Focus Your Grants

"Small opportunities are often the beginning of great enterprise."

— Demosthenes

A Few Large Grants, or Several Small Ones

Making larger grants narrows your focus, allowing you to keep track of your giving more easily. Larger gifts also can make a significant difference to an organization's work or to a field and give you a stronger sense of contributing to advances.

Smaller gifts can give expression to a wider range of your interests and broaden the impact of your generosity. Also, many organizations depend on the combination of small gifts as their lifeblood, even though the impact of a single smaller gift may be less visible. One kind of giving provides more depth; the other, more breadth. Which will give you greater satisfaction?

Where To Give

Local giving helps you track your philanthropy more closely - and personally - and allows you to offer gifts of time and involvement as well as resources. Giving over a wider geographical area gives you more outlets for your philanthropy and it allows you to accommodate the varying interests of different family members.

Communities, Areas of Interest, Specific Organizations, or Individuals

Some donors are more interested in public policy issues, leading them to support community programs or research; others want to see the effects of their generosity on individual lives and invest in scholarships, mentoring, or job training programs. The work you did in the section on passion will help guide you in these choices. The type of organization you choose will reflect your expectations - what you would most like to have happen as a result of your gifts.

Newer, Emerging Charities vs. Older, Established Ones

Younger organizations represent more risk, but also the potential for fresh approaches. Your gift can make a big difference for a young organization and may lead the way for other donors hesitant to support an organization without an established track record. If you wish to establish a personal relationship with an organization, it may be easier with a newer one.

Older, established organizations offer a track record you can review. Their use of past gifts and the impact of these gifts on others can tell you whether they are likely to use your gift effectively. On the other hand, they may be weighted down by expensive bureaucracy and/or labouring with a stale mission.

Different Aspects of Charitable Work

These areas typically include general administration, direct service, special programs, public education, research, or advocacy. In asking yourself what areas you want to support, look beyond programs to discover the organization's real needs.

Many donors are most attracted to supporting direct services and special programs, where the impact on individual lives is most visible. But, like businesses, non-profit organizations also must invest in their infrastructure to enhance their capacity to provide services more effectively and efficiently.

Grants to research can also strengthen an organization, increase public awareness of their work, and expand their influence and donor base. In fact, these may be the best areas for your support if you want to advance a whole field.

What Is Most Important to An Organization's Work?

Again, talk with organization representatives about what they need most.
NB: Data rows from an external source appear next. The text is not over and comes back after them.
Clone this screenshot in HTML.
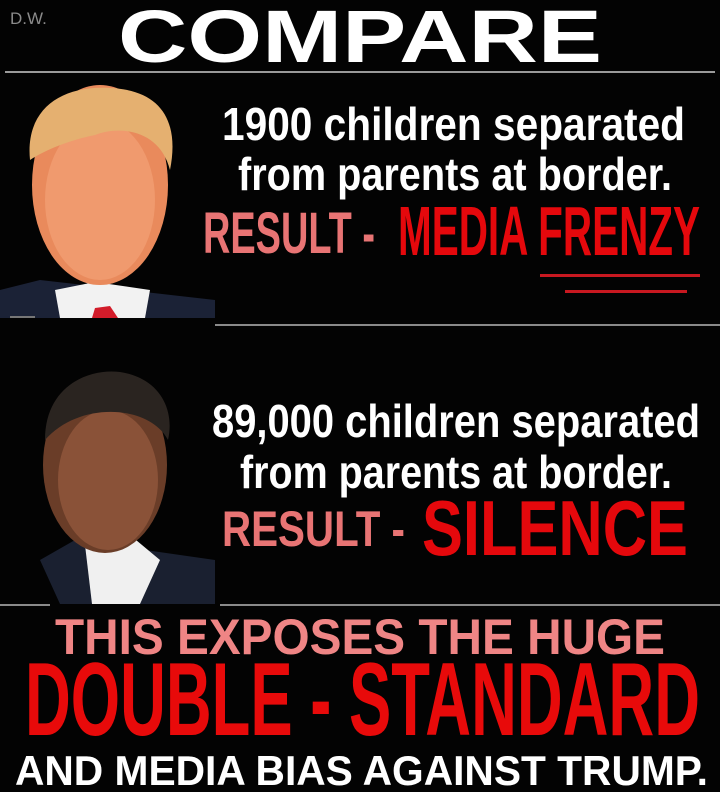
<!DOCTYPE html>
<html><head><style>
html,body{margin:0;padding:0;background:#000;width:720px;height:792px;overflow:hidden}
svg{display:block}
text{font-family:"Liberation Sans",Arial,sans-serif;font-weight:bold}
</style></head><body>
<svg width="720" height="792" viewBox="0 0 720 792">
<rect width="720" height="792" fill="#030303"/>
<text x="10" y="24" font-size="17" fill="#8a8a8a" style="font-weight:normal">D.W.</text>
<text x="118" y="62" font-size="74" fill="#fff" textLength="484" lengthAdjust="spacingAndGlyphs">COMPARE</text>
<rect x="5" y="71" width="710" height="2" fill="#9a9a9a"/>
<!-- Trump -->
<path d="M0 290 L40 280 L215 300 L215 318 L0 318Z" fill="#1b2236"/>
<path d="M55 290 L95 282 L150 290 L145 318 L60 318Z" fill="#f2f2f2"/>
<path d="M95 308 L110 306 L118 318 L92 318Z" fill="#d21c2a"/>
<ellipse cx="100" cy="185" rx="68" ry="100" fill="#e98a5c"/>
<ellipse cx="100" cy="200" rx="55" ry="80" fill="#f09a6e"/>
<path d="M30 160 C25 110 60 85 110 88 C160 90 180 120 170 170 C160 130 120 125 95 135 C70 140 45 150 30 160Z" fill="#e5b070"/>
<rect x="10" y="316" width="25" height="2" fill="#777"/>
<text x="222" y="140" font-size="46" fill="#fff" textLength="463" lengthAdjust="spacingAndGlyphs">1900 children separated</text>
<text x="238" y="190" font-size="46" fill="#fff" textLength="434" lengthAdjust="spacingAndGlyphs">from parents at border.</text>
<text x="203" y="253" font-size="58" fill="#e87474" textLength="172" lengthAdjust="spacingAndGlyphs">RESULT -</text>
<text x="398" y="255" font-size="70" fill="#e5080c" textLength="302" lengthAdjust="spacingAndGlyphs">MEDIA FRENZY</text>
<rect x="540" y="274" width="160" height="3" fill="#c81820"/>
<rect x="565" y="290" width="122" height="3" fill="#c81820"/>
<rect x="215" y="324" width="505" height="2" fill="#8a8a8a"/>
<!-- Obama -->
<path d="M40 560 L75 540 L215 560 L215 604 L60 604Z" fill="#1a2030"/>
<path d="M85 545 L130 535 L160 560 L140 604 L92 604Z" fill="#f0f0f0"/>
<ellipse cx="105" cy="465" rx="62" ry="88" fill="#6a3d28"/>
<ellipse cx="108" cy="480" rx="50" ry="70" fill="#8a5238"/>
<path d="M45 440 C45 385 90 368 120 372 C160 378 175 410 168 440 C150 405 80 400 45 440Z" fill="#2a2420"/>
<text x="212" y="437" font-size="46" fill="#fff" textLength="488" lengthAdjust="spacingAndGlyphs">89,000 children separated</text>
<text x="240" y="488" font-size="46" fill="#fff" textLength="432" lengthAdjust="spacingAndGlyphs">from parents at border.</text>
<text x="222" y="546" font-size="50" fill="#e87474" textLength="183" lengthAdjust="spacingAndGlyphs">RESULT -</text>
<text x="422" y="555" font-size="78" fill="#e5080c" textLength="266" lengthAdjust="spacingAndGlyphs">SILENCE</text>
<rect x="0" y="604" width="50" height="2" fill="#8a8a8a"/>
<rect x="220" y="604" width="500" height="2" fill="#8a8a8a"/>
<text x="55" y="654" font-size="50" fill="#ef8585" textLength="610" lengthAdjust="spacingAndGlyphs">THIS EXPOSES  THE  HUGE</text>
<text x="25" y="735" font-size="104" fill="#e80a0a" textLength="675" lengthAdjust="spacingAndGlyphs">DOUBLE - STANDARD</text>
<text x="15" y="785" font-size="42" fill="#fff" textLength="693" lengthAdjust="spacingAndGlyphs">AND MEDIA BIAS AGAINST TRUMP.</text>
</svg>
</body></html>
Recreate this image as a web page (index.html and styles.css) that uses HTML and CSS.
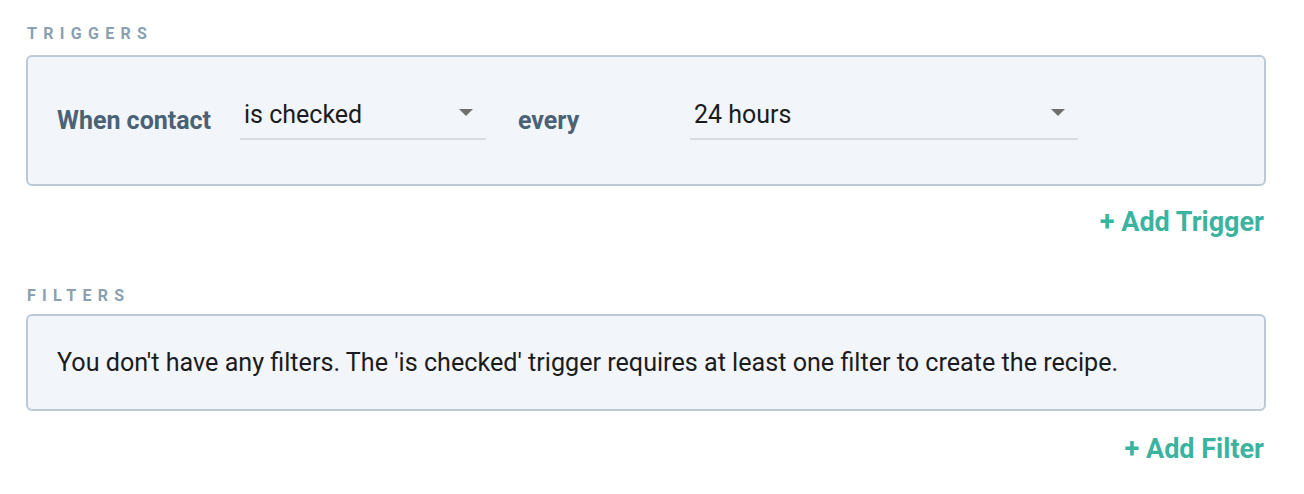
FILE: index.html
```html
<!DOCTYPE html>
<html>
<head>
<meta charset="utf-8">
<link rel="stylesheet" href="styles.css">
</head>
<body>
<div class="page">
  <div class="section-label">TRIGGERS</div>
  <div class="panel trigger-panel">
    <div class="row-label">When contact</div>
    <div class="select select-event">
      <span class="select-value">is checked</span>
      <span class="caret"></span>
    </div>
    <div class="row-label every">every</div>
    <div class="select select-interval">
      <span class="select-value">24 hours</span>
      <span class="caret"></span>
    </div>
  </div>
  <div class="add-row add-trigger"><a class="add-link">+ Add Trigger</a></div>

  <div class="section-label filters-label">FILTERS</div>
  <div class="panel filter-panel">
    <p class="empty-text">You don't have any filters. The 'is checked' trigger requires at least one filter to create the recipe.</p>
  </div>
  <div class="add-row add-filter"><a class="add-link">+ Add Filter</a></div>
</div>
</body>
</html>
```
FILE: styles.css
```css
* { box-sizing: border-box; }
html, body { margin: 0; padding: 0; background: #ffffff; }
body { font-family: Roboto, "Noto Sans", "Liberation Sans", sans-serif; }

.page {
  width: 1266px;
  padding: 24px 0 0 26px;
}

.section-label {
  font-size: 16px;
  line-height: 20px;
  font-weight: 700;
  letter-spacing: 6.3px;
  color: #8a9fb2;
  padding-left: 1px;
}

.panel {
  margin-top: 11px;
  background: #f2f5fa;
  border: 2px solid #bccad8;
  border-radius: 6px;
}

.trigger-panel {
  display: flex;
  align-items: center;
  height: 131px;
  padding: 0 29px 0 29px;
}

.row-label {
  font-size: 25px;
  line-height: 32px;
  font-weight: 700;
  color: #4a6176;
  width: 183px;
  flex: none;
}

.row-label.every {
  width: 172px;
  margin-left: 32px;
}

.select {
  position: relative;
  flex: none;
  border-bottom: 2px solid #d8dce1;
  padding: 0 0 7px 4px;
  margin-top: -3px;
}

.select-event { width: 246px; }
.select-interval { width: 388px; }

.select-value {
  display: block;
  font-size: 25px;
  line-height: 32px;
  color: #1c1c1c;
}

.caret {
  position: absolute;
  right: 13px;
  top: 10px;
  width: 0;
  height: 0;
  border-left: 7.5px solid transparent;
  border-right: 7.5px solid transparent;
  border-top: 7.5px solid #707070;
}

.add-row {
  display: flex;
  justify-content: flex-end;
  padding-right: 2px;
}

.add-trigger { margin-top: 20px; }
.add-filter { margin-top: 22px; }

.add-link {
  font-size: 27px;
  line-height: 32px;
  font-weight: 700;
  color: #3bb39f;
  cursor: pointer;
}

.filters-label { margin-top: 48px; }

.filters-label + .panel { margin-top: 8px; }

.filter-panel {
  padding: 31px 29px 30px 29px;
}

.empty-text {
  margin: 0;
  font-size: 25.15px;
  line-height: 32px;
  color: #1c1c1c;
}
```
Support for special programs can encourage innovation within the organization's staff and possibly provide an extension of services for more people.

Capital support will help an organization maintain its current facilities or build new ones. You might think of this as sustaining the mission. Also, capital gifts often offer greater public recognition for the donor and tangible evidence of how your gift is being used.

Endowment gifts are critical because they provide an organization with resources for its future. For example, a donor might give $5,000 annually for twenty years and another might give the same total amount in an endowment that provides $5,000 annually in perpetuity.

An aspect to consider is that general endowments are often less visible to the public. However, specific endowments, such as a named chair at an educational institution or scholarships in your name, can be very visible.

Volunteering your time gives you an opportunity to see the organization firsthand and to become involved on the ground level. It is also a good way to research the needs and effectiveness of an organization.